Jakarta (PARADE.ID)- Politisi PKS, Mardani Ali Sera mengatakan banyaknya kasus korupsi kepala daerah (Kada) mengingatkan pentingnya pola pemberantasan korupsi yang tegas serta revisi UU Pemilu dan Pilkada. Menurut dia, adanya korupsi setidaknya menunjukkan dua hal.
“Ada nafsu yang selalu membayangi dan mahalnya biaya politik. Dua hal ini wajib dihentikan dgn sistem,” kata dia, Selasa (28/9/2021).
Dari sisi penyelenggara, misalnya, ia menyebut bahwa penyelenggaraan Pilkada 2022 dan 2023 justru memperkuat praktik demokrasi dengan memberikan kesempatan munculnya kepemimpinan lokal yang lebih terdistribusi secara merata. Ini, kata dia, akan berdampak positif bagi regenerasi kepemimpinan daerah dan nasional berjalan secara sehat.

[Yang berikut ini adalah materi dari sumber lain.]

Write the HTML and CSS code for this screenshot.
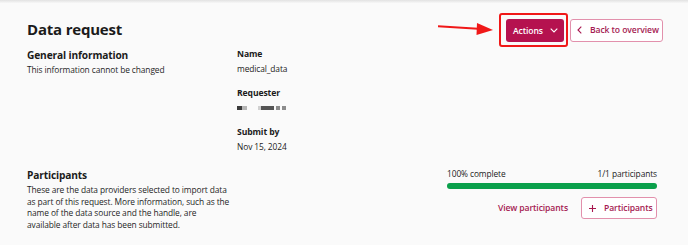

“Dari awal @FPKSDPRRI tegas ingin Pilkada dilakukan serentak pada 2022 dan 2023, bukan 2024,” tertulis demikian di akun Twitter-nya.
Lalu dari sisi pemilih, lanjutnya, informasi yang didapat calon pemilih terkait kapasitas dan kapabilitas Calon Kepala Daerah akan lebih memadai. Mengingat penyelenggaraan sosialisasi dan kampanye Pilkada Serentak tidak bersamaan dengan Pemilu Serentak (Capres, DPR, DPD dan DPRD).
“Kita perlu memberi tiap locus pemilu haknya. Bagus 2024 dibuat Pemilu Nasional (Pilpres, DPD dan DPR Pusat), 2027 Pemilu Provinsi (Pilkada Gub dan DPRD Prov) dan 2028 Pilkada Kokab. Sehingga masing2 memiliki isu dan diskursusnya sendiri.”
Jika tetap memaksakan penyelenggaraan Pemilu dan Pilkada Serentak di tahun 2024, maka kata dia, kita berpeluang membuat preferensi calon pemilih lebih banyak menjadi transaksional dan emosional. Kasus Pilkada misalnya, tak jarang banyak pemilih ingin mendapatkan ‘hadiah’ sebelum memilih salah satu calon.
Fungsi representasi juga menurun karena pejabat yang terpilih jadi merasa tidak punya “kontrak sosial” dengan pemilih.
“Belum lagi problem lainnya seperti harus membayar saksi sampai biaya kampanye yang membuat para calon mesti mengeluarkan dana ekstra agar dapat dipilih. Kontestasi tidak lagi berdasarkan gagasan program.”